Cette difficulté à prendre en compte la particularité de cette notion si essentielle qu’est la laïcité, n’est pas le fruit d’un hasard, mais d’une hostilité à son encontre. De divers côtés, des identitaires haineux rêvent d’en découdre et de s’affronter en clivant la société. Les islamistes (musulmans intégristes) cherchent à imposer leur vision identitaire à la société en même temps qu’ à la politique. En face de cela, on veut nous présenter comme seule alternative le fait de réaffirmer avec plus de force, ce qui se présente comme étant l’identité historique et majoritaire du peuple français ou québécois. L’extrême droite qui a tenté ces dernières années une OPA honteuse sur la laïcité, n’utilise ce terme que pour se référer à l’identité particulière de la France, expurgée de toute référence universelle. Elle qualifie tous ceux qui refusent cet usage à contresens de "laïcards". La laïcité représente en fait la seule alternative aux positions identitaires. C’est cette alternative qu’ils veulent tous rendre inaudible. Les intégristes et les autres identitaires haineux ne connaissent que le combat d’une tradition contre une autre tradition. Ainsi, ils s’évertuent à faire de la laïcité une caricature qui la relègue au rang de simple tradition. Les intégristes musulmans y voient une défense de la tradition chrétienne qui ne s’assume pas ; les intégristes chrétiens y voient un outil construit pour affaiblir leur religion, ce qui créerait un manque de valeurs spirituelles aussitôt rempli par d’autres formes religieuses ; enfin, certains s’accordent pour voir en elle un cheval de Troie du judaïsme ou de l’athéisme. La laïcité irrite en fait tous les intégristes. L’idéal universaliste est une avancée de la pensée. Il fait apparaître le caractère obsolète d’une tradition opposée à une tradition, de mœurs opposées à d’autres mœurs, de prétendues valeurs de l’Occident opposées aux prétendues valeurs de l’Orient… Seules la force ou la ruse peuvent départager des valeurs aussi relatives. La laïcité ne doit pas sa pertinence à la force de son enracinement dans des origines, mais à son fondement par la raison, c’est-à-dire à sa cohérence intrinsèque.

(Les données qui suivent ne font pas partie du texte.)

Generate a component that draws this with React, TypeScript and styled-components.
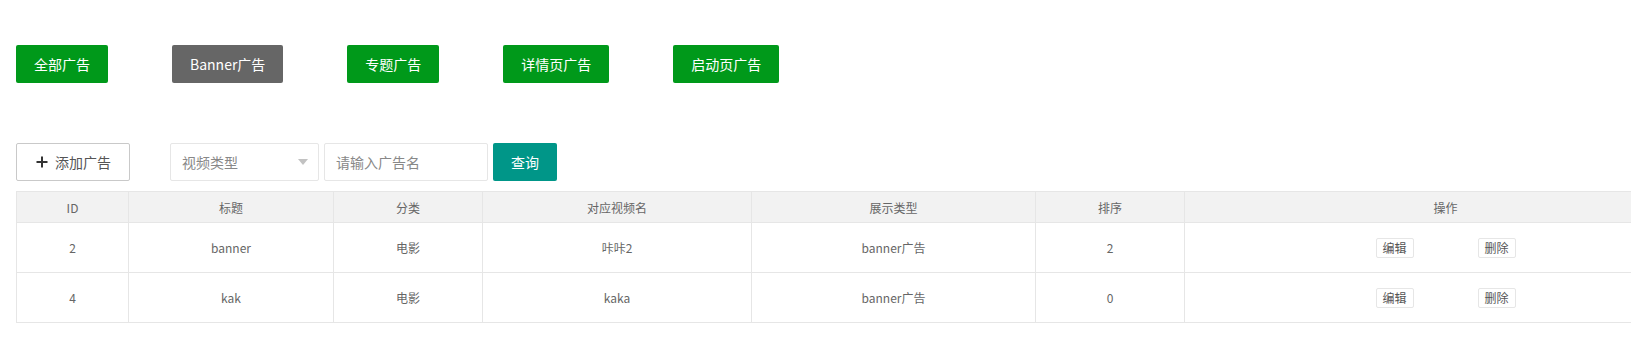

Englués dans cette vision des choses dépassée, certains se trompent radicalement dans les moyens qu’ils choisissent pour lutter contre l’islamisme (intégrisme musulman). Ils veulent que soient affirmées politiquement les racines chrétiennes de la France. Bref ils cherchent à lutter contre des tendances identitaires en les rééquilibrant par d’autres velléités identitaires apparemment opposées. Cela se traduit concrètement par le fait de penser, par exemple, qu’installer les crèches de noël au sein des mairies [2] permettrait de faire barrage aux ambitions politiques des islamistes. Cela serait sensé leur indiquer que le terrain est déjà occupé. Leur combat est celui que mènent les ennemis de la laïcité. Ils œuvrent pour que la sphère politique prenne une teinte religieuse. La laïcité ne s’oppose pas à la tradition, mais à ce qu’elle serve de prétexte pour légitimer l’ingérence de la religion dans la sphère politique. C’est en ce sens, il me semble, que Patrick Kessel rappelait récemment les dangers d’une catho-laïcité [3] : « La montée des revendications islamistes ne saurait légitimer un retour au cléricalisme romain ». Le combat laïque n’est pas focalisé sur un seul type d’intégrisme, il les refuse tous. La laïcité est une protection beaucoup plus rigoureuse et cohérente, car elle ne prend parti envers aucune option spirituelle, tout en garantissant à chacun sa liberté de conscience. Elle propose un modèle d’organisation politique qui surplombe le terrain de jeu des intégrismes et des autres identitaires haineux, leur fait de l’ombre et leur rappelle à quel point la base idéologique qui les nourrit est périmée, suscitant en retour leur angoisse haineuse et parfois violente. C’est pourquoi il est important de comprendre que la laïcité n’est pas une sous-catégorie de l’identité nationale ; au contraire elle la transcende. Il faut refuser l’usage qui vise à brouiller son message en la faisant disparaître derrière l’ensemble des composantes de l’identité, qui sont souvent d’une nature radicalement différente, et contre lesquels elle s’est parfois battue.

Karan Mersch

[1L’article de article 7856 est très éclairant à ce sujet (on pourra approfondir cette réflexion par son livre La dernière utopie, Grasset, 2009). Cet article opère très clairement la distinction entre le domaine de la culture et celui de la politique ; entre l’identité et l’idéal commun…

[2Il faut lire à ce sujet le rappel à la loi de 1905 effectué par le Comité Laïcité République Crèches de Noël : le Conseil d’Etat alimente la confusion (14 nov. 16).